## Stated exercise
Find each line holding "this" and copy it out.
═════ Records shown
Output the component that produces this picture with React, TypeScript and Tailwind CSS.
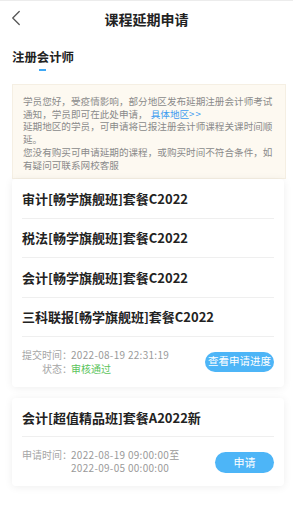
import { ChevronLeft } from "lucide-react";

const courses = [
  "审计[畅学旗舰班]套餐C2022",
  "税法[畅学旗舰班]套餐C2022",
  "会计[畅学旗舰班]套餐C2022",
  "三科联报[畅学旗舰班]套餐C2022",
];

const CourseRow = ({ name }: { name: string }) => (
  <div className="h-[39.5px] flex items-center border-b border-[#efefef] text-[13px] font-bold text-[#222] leading-none">
    {name}
  </div>
);

const App = () => {
  return (
    <div
      className="w-[293px] min-h-[507px] bg-white border-t-[1.5px] border-[#ececec]"
      style={{ fontFamily: '"Noto Sans CJK SC", "Noto Sans", sans-serif' }}
    >
      {/* header */}
      <div className="relative h-[36px] flex items-center justify-center">
        <ChevronLeft
          className="absolute left-[3px] top-[4px] w-[26px] h-[26px] text-[#555]"
          strokeWidth={1.2}
        />
        <div className="text-[14px] font-bold text-[#222] leading-none">课程延期申请</div>
      </div>

      <div className="px-3">
        {/* tab */}
        <div className="flex pt-[14px] h-[47px]">
          <div className="flex flex-col items-center">
            <div className="text-[12.4px] font-bold text-[#222] leading-[13px]">注册会计师</div>
            <div className="mt-[5px] w-[7px] h-[2px] bg-[#3ea8f5]" />
          </div>
        </div>

        {/* notice */}
        <div className="w-[274px] bg-[#fdf9f1] border border-[#f5efe3] px-[10px] pt-[10px] pb-[7px] text-[9.6px] leading-[12.7px] text-[#8a8a8a]">
          学员您好，受疫情影响，部分地区发布延期注册会计师考试通知，学员即可在此处申请，
          <span className="ml-[3px] text-[#3d9cf0]">
            具体地区<span className="tracking-[1px]">&gt;&gt;</span>
          </span>
          <br />
          延期地区的学员，可申请将已报注册会计师课程关课时间顺延。
          <br />
          您没有购买可申请延期的课程，或购买时间不符合条件，如有疑问可联系网校客服
        </div>

        {/* card 1 */}
        <div className="w-[272px] bg-white rounded-[4px] shadow-[0_1px_8px_rgba(0,0,0,0.07)] px-[10px]">
          {courses.map((c) => (
            <CourseRow key={c} name={c} />
          ))}
          <div className="flex items-center justify-between pt-[11px] pb-[12px]">
            <div className="text-[10px] leading-[13.3px] text-[#9a9a9a]">
              <div className="flex">
                <span className="w-[50px] shrink-0 whitespace-nowrap text-right text-[#a6a6a6]">提交时间：</span>
                <span className="-ml-[1px] tracking-[0.3px]">2022-08-19 22:31:19</span>
              </div>
              <div className="flex">
                <span className="w-[50px] shrink-0 whitespace-nowrap text-right text-[#a6a6a6]">状态：</span>
                <span className="-ml-[1px] text-[#5cc45c]">审核通过</span>
              </div>
            </div>
            <button className="h-[20px] w-[69px] rounded-full bg-[#4db5f7] text-white text-[10.5px] leading-none">
              查看申请进度
            </button>
          </div>
        </div>

        {/* card 2 */}
        <div className="mt-[11px] w-[272px] bg-white rounded-[4px] shadow-[0_1px_8px_rgba(0,0,0,0.07)] px-[10px]">
          <CourseRow name="会计[超值精品班]套餐A2022新" />
          <div className="flex items-center justify-between pt-[12px] pb-[11px]">
            <div className="flex text-[10px] leading-[12.7px] text-[#9a9a9a]">
              <span className="w-[50px] shrink-0 whitespace-nowrap text-right text-[#a6a6a6]">申请时间：</span>
              <div className="-ml-[1px] tracking-[0.3px]">
                <div>2022-08-19 09:00:00至</div>
                <div>2022-09-05 00:00:00</div>
              </div>
            </div>
            <button className="h-[21px] w-[59px] rounded-full bg-[#4db5f7] text-white text-[11px] leading-none">
              申请
            </button>
          </div>
        </div>
      </div>
    </div>
  );
};

export default App;
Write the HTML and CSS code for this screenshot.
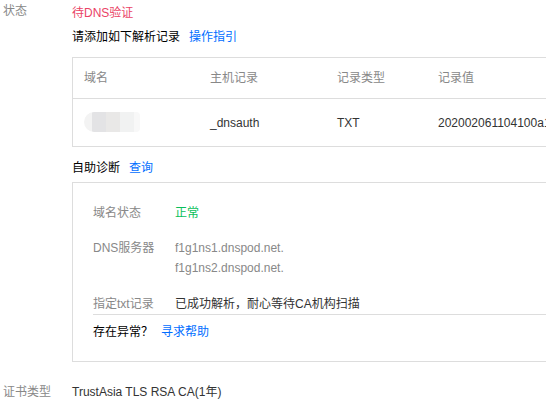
FILE: index.html
```html
<!DOCTYPE html>
<html lang="zh-CN">
<head>
<meta charset="utf-8">
<link rel="stylesheet" href="styles.css">
</head>
<body>
<div class="page">
  <div class="row">
    <div class="label label-top">状态</div>
    <div class="value">
      <div class="status-pending">待DNS验证</div>
      <div class="hint">请添加如下解析记录<a class="link">操作指引</a></div>
      <div class="table">
        <div class="tr th">
          <div class="c1">域名</div>
          <div class="c2">主机记录</div>
          <div class="c3">记录类型</div>
          <div class="c4">记录值</div>
        </div>
        <div class="tr td">
          <div class="c1"><span class="mosaic"><i class="m0"></i><i class="m1"></i><i class="m2"></i><i class="m3"></i><i class="m4"></i></span></div>
          <div class="c2">_dnsauth</div>
          <div class="c3">TXT</div>
          <div class="c4">202002061104100a1f3e9c6b2d7a48e5</div>
        </div>
      </div>
      <div class="diag-title">自助诊断<a class="link">查询</a></div>
      <div class="diag">
        <div class="drow first">
          <div class="dlabel">域名状态</div>
          <div class="dval ok">正常</div>
        </div>
        <div class="drow second">
          <div class="dlabel">DNS服务器</div>
          <div class="dval ns">f1g1ns1.dnspod.net.<br>f1g1ns2.dnspod.net.</div>
        </div>
        <div class="drow third">
          <div class="dlabel">指定txt记录</div>
          <div class="dval dark">已成功解析，耐心等待CA机构扫描</div>
        </div>
        <div class="help">存在异常？<a class="link">寻求帮助</a></div>
      </div>
    </div>
  </div>
  <div class="row cert">
    <div class="label">证书类型</div>
    <div class="value cert-val">TrustAsia TLS RSA CA(1年)</div>
  </div>
</div>
</body>
</html>
```

FILE: styles.css
```css
html, body {
  margin: 0;
  padding: 0;
  background: #fff;
  overflow: hidden;
}
body {
  font-family: "Liberation Sans", Arial, "Noto Sans CJK SC", sans-serif;
  font-size: 12px;
  color: #000;
}
.page {
  width: 700px;
  padding: 3px 0 0 3px;
}
.row {
  display: flex;
}
.label {
  width: 69px;
  flex: none;
  color: #888;
  line-height: 20px;
}
.label-top {
  line-height: 17px;
}
.value {
  flex: 1;
  line-height: 20px;
}
.status-pending {
  color: #ea4366;
}
.hint {
  margin-top: 4px;
  color: #000;
}
.link {
  color: #006eff;
  margin-left: 9px;
  text-decoration: none;
}
.table {
  margin-top: 10px;
  width: 620px;
  border: 1px solid #ddd;
  border-right: none;
}
.tr {
  display: flex;
  align-items: center;
}
.th {
  height: 40px;
  color: #888;
  border-bottom: 1px solid #ddd;
}
.td {
  height: 47px;
  color: #333;
}
.tr > div {
  padding-left: 11px;
  box-sizing: border-box;
  white-space: nowrap;
}
.c1 { width: 126px; flex: none; }
.c2 { width: 127px; flex: none; }
.c3 { width: 101px; flex: none; }
.c4 { flex: 1; }
.mosaic {
  display: inline-flex;
  height: 20px;
  vertical-align: middle;
  border-radius: 10px 4px 4px 10px;
  overflow: hidden;
  margin-top: -2px;
}
.mosaic i {
  display: block;
  height: 20px;
}
.m0 { width: 8px; background: #f3f3f3; }
.m1 { width: 14px; background: #e3e3e5; }
.m2 { width: 14px; background: #e9e8e7; }
.m3 { width: 14px; background: #f1f2f2; }
.m4 { width: 6px; background: #f8f8f8; }
.diag-title {
  margin-top: 11px;
  color: #000;
}
.diag {
  margin-top: 4px;
  width: 620px;
  border: 1px solid #ddd;
  border-right: none;
  padding: 20px 0 19px 20px;
}
.drow {
  display: flex;
}
.second { margin-top: 15px; }
.third {
  margin-top: 16px;
  border-bottom: 1px solid #ddd;
}
.dlabel {
  width: 82px;
  flex: none;
  color: #888;
}
.dval { color: #888; }
.ok { color: #0abf5b; }
.ns { color: #888; }
.dark { color: #333; }
.help {
  margin-top: 7px;
  color: #000;
}
.help .link {
  margin-left: 8px;
}
.cert {
  margin-top: 20px;
}
.cert-val {
  color: #333;
}
```
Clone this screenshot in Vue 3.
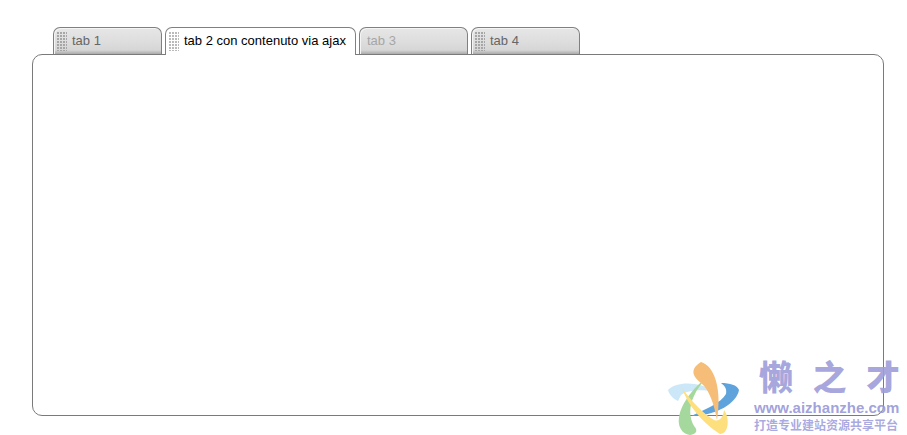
══════════
## Task output
Output the component that produces this picture with React, TypeScript and Tailwind CSS.
Write the HTML and CSS code for this screenshot.
Clone this screenshot in Vue 3.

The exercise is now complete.